- Born: Robert David Corrie February 6, 1842 West Derby, Lancashire, England
- Disappeared: May 23, 1915 (aged 73) Gilbert and Ellice Islands
- Occupation: Trader

= Robert Corrie =

Robert David Corrie (6 February 1842 – c. 23 May 1915) was a trader in the Gilbert Islands. Corrie spent most of his seven-decade career on Maiana. He learned the Gilbertese language and bartered with the Gilbertese people for bêche-de-mer, coconut oil and shark fins, which he then sold to trading ships. Corrie mentored George McGhee Murdoch and was a one-time agent for Richard Randell. He gained a reputation as a conscientious trader who remained impartial in indigenous politics and ran his own schools in Maiana. After the Gilbert and Ellice Islands became a British protectorate in 1892, Corrie served in a variety of roles, including language interpretation.

== Life ==
Robert David Corrie was born on 6 February 1842 in West Derby, Lancashire, England. His family later moved to Sydney. After his father died, Corrie, who was in his twenties, signed on to a whaler heading to the Central Pacific. He jumped ship on Tabiteuea and became a trader in the Gilbert Islands, selling bêche-de-mer, coconut oil and shark fins, for which he bartered with the locals.

.. quiet, spectacled Bob Corrie, of wild Maiana, who can twist them [the natives] round his little finger without an angry word.
— Louis Becke

Corrie expanded his business to Butaritari and Marakei before permanently settling on Maiana in 1861. Corrie briefly worked as an agent for Richard Randell, who led the coconut oil trade in the Gilbert Islands, until around 1875, and in his heyday earned over £1,000. He was regarded as a responsible trader who remained impartial during indigenous wars. In 1880 or 1881, Corrie turned down Tem Binoka when he offered to make Corrie the governor of Maiana if Corrie helped him conquer the island. Before Christian missionaries arrived, Corrie ran schools on Maiana out of his own pocket. He also mentored and taught George McGhie Murdoch, a young, uneducated Scotsman who was marooned on the Gilbert Islands in 1881. Murdoch worked for Corrie as a bookkeeper and storekeeper on Maiana before striking it out on his own, eventually becoming a successful trader and later a colonial officer.

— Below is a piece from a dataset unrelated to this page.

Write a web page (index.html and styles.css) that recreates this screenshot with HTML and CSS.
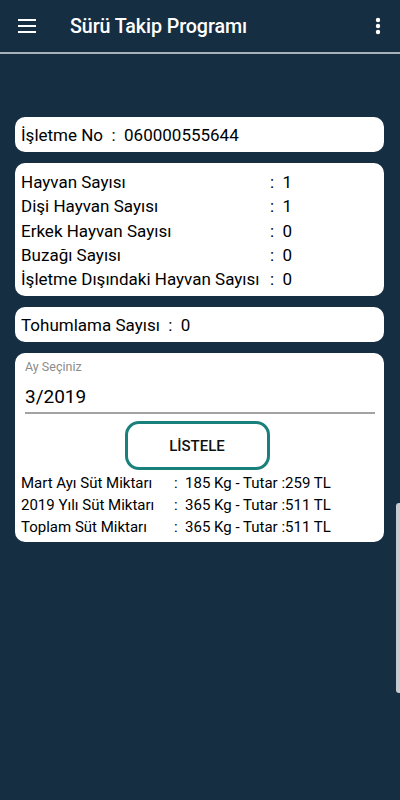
FILE: index.html
```html
<!DOCTYPE html>
<html lang="tr">
<head>
    <meta charset="UTF-8">
    <meta name="viewport" content="width=device-width, initial-scale=1.0">
    <title>Sürü Takip Programı</title>
    <link rel="stylesheet" href="styles.css">
</head>
<body>
    <div class="header">
        <svg class="menu-icon" width="18" height="14" viewBox="0 0 18 14">
            <rect x="0" y="0" width="18" height="2" fill="#fff"/>
            <rect x="0" y="6" width="18" height="2" fill="#fff"/>
            <rect x="0" y="12" width="18" height="2" fill="#fff"/>
        </svg>
        <h1>Sürü Takip Programı</h1>
        <svg class="more-icon" width="6" height="18" viewBox="0 0 6 18">
            <circle cx="3" cy="3" r="2.2" fill="#fff"/>
            <circle cx="3" cy="9" r="2.2" fill="#fff"/>
            <circle cx="3" cy="15" r="2.2" fill="#fff"/>
        </svg>
    </div>

    <div class="content">
        <div class="card single">İşletme No&nbsp; :&nbsp; 060000555644</div>

        <div class="card stats">
            <span>Hayvan Sayısı</span><span>:&nbsp; 1</span>
            <span>Dişi Hayvan Sayısı</span><span>:&nbsp; 1</span>
            <span>Erkek Hayvan Sayısı</span><span>:&nbsp; 0</span>
            <span>Buzağı Sayısı</span><span>:&nbsp; 0</span>
            <span>İşletme Dışındaki Hayvan Sayısı</span><span>:&nbsp; 0</span>
        </div>

        <div class="card single">Tohumlama Sayısı&nbsp; :&nbsp; 0</div>

        <div class="card milk">
            <div class="field">
                <label>Ay Seçiniz</label>
                <div class="field-value">3/2019</div>
            </div>
            <button class="list-btn">LİSTELE</button>
            <div class="milk-rows">
                <span>Mart Ayı Süt Miktarı</span><span>:&nbsp; 185 Kg - Tutar :259 TL</span>
                <span>2019 Yılı Süt Miktarı</span><span>:&nbsp; 365 Kg - Tutar :511 TL</span>
                <span>Toplam Süt Miktarı</span><span>:&nbsp; 365 Kg - Tutar :511 TL</span>
            </div>
        </div>
    </div>

    <div class="scroll-edge"></div>
</body>
</html>
```

FILE: styles.css
```css
body {
    margin: 0;
    font-family: Roboto, "Noto Sans", sans-serif;
    background: #162e42;
    color: #000;
    width: 400px;
    height: 800px;
    overflow: hidden;
    position: relative;
}
.header {
    height: 52px;
    display: flex;
    align-items: center;
    border-bottom: 2px solid #a7b1b9;
    color: #fff;
}
.menu-icon {
    margin-left: 18px;
    margin-right: 34px;
}
.header h1 {
    margin: 0;
    font-size: 19.7px;
    font-weight: 500;
    flex: 1;
    letter-spacing: -0.1px;
}
.more-icon {
    margin-right: 19px;
}
.content {
    padding: 63px 16px 0 15px;
    display: flex;
    flex-direction: column;
    gap: 11px;
}
.card {
    background: #fff;
    border-radius: 10px;
    font-size: 17px;
}
.single {
    height: 35px;
    line-height: 37px;
    padding-left: 6px;
}
.stats {
    display: grid;
    grid-template-columns: 249px 1fr;
    line-height: 24.3px;
    padding: 7px 6px 5px;
}
.milk {
    padding: 7px 9px 4px 6px;
    display: flex;
    flex-direction: column;
}
.field {
    padding-left: 4px;
}
.field label {
    display: block;
    font-size: 12.5px;
    color: #8c8c8c;
    line-height: 14px;
}
.field-value {
    font-size: 19px;
    line-height: 30px;
    padding-top: 8px;
    border-bottom: 2px solid #a3a3a3;
}
.list-btn {
    align-self: center;
    width: 145px;
    height: 49px;
    margin: 7px 0 2px -2px;
    background: #fff;
    border: 3px solid #19807b;
    border-radius: 14px;
    font-family: Roboto, "Noto Sans", sans-serif;
    font-size: 15px;
    font-weight: 500;
    color: #111;
}
.milk-rows {
    display: grid;
    grid-template-columns: 153px 1fr;
    font-size: 15px;
    line-height: 22px;
}
.scroll-edge {
    position: absolute;
    right: 0;
    top: 503px;
    width: 4px;
    height: 190px;
    background: #c6ccd1;
    border-radius: 3px 0 0 3px;
}
```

Corrie was one of two white people on Maiana until trade picked up in the 1880s and 1890s. His first marriage was to Taoniti, a woman from Maiana with whom he had six children: Charles, Fanny, Alec, Mary, Ben and Agnes. After Taoniti died, Corrie married Lidia, a woman from Tarawa, and had six more children with her: May, Sarah, Mita, Charlotte, Ruth and James. Corrie first met John Bates Thurston, the High Commissioner of the Western Pacific, as a crew member of the shipwrecked Margaret Thompson on Rotuma in 1965. In 1892, Thurston recommended Corrie as an interpreter for Captain E. H. M. Davis of HMS Dart. Davis, with Corrie, sailed across the Gilbert and Ellice Islands to declare the establishment of a British protectorate. Corrie was a signatory of the Declaration of Protection of the Gilbert Islands on 26 May 1892. He performed a variety of duties under the protectorate, including service as an island magistrate and as Resident Commissioner William Telfer Campbell's part-time interpreter.

On May 23, 1915, Corrie, his wife, two of his children, and several other Gilbertese people departed Maiana in a trading cutter. The ship disappeared at sea. His Euronesian daughter, Agnes, remained on Maiana and according to Pacific Islands Monthly was a well-known personality in the Gilberts.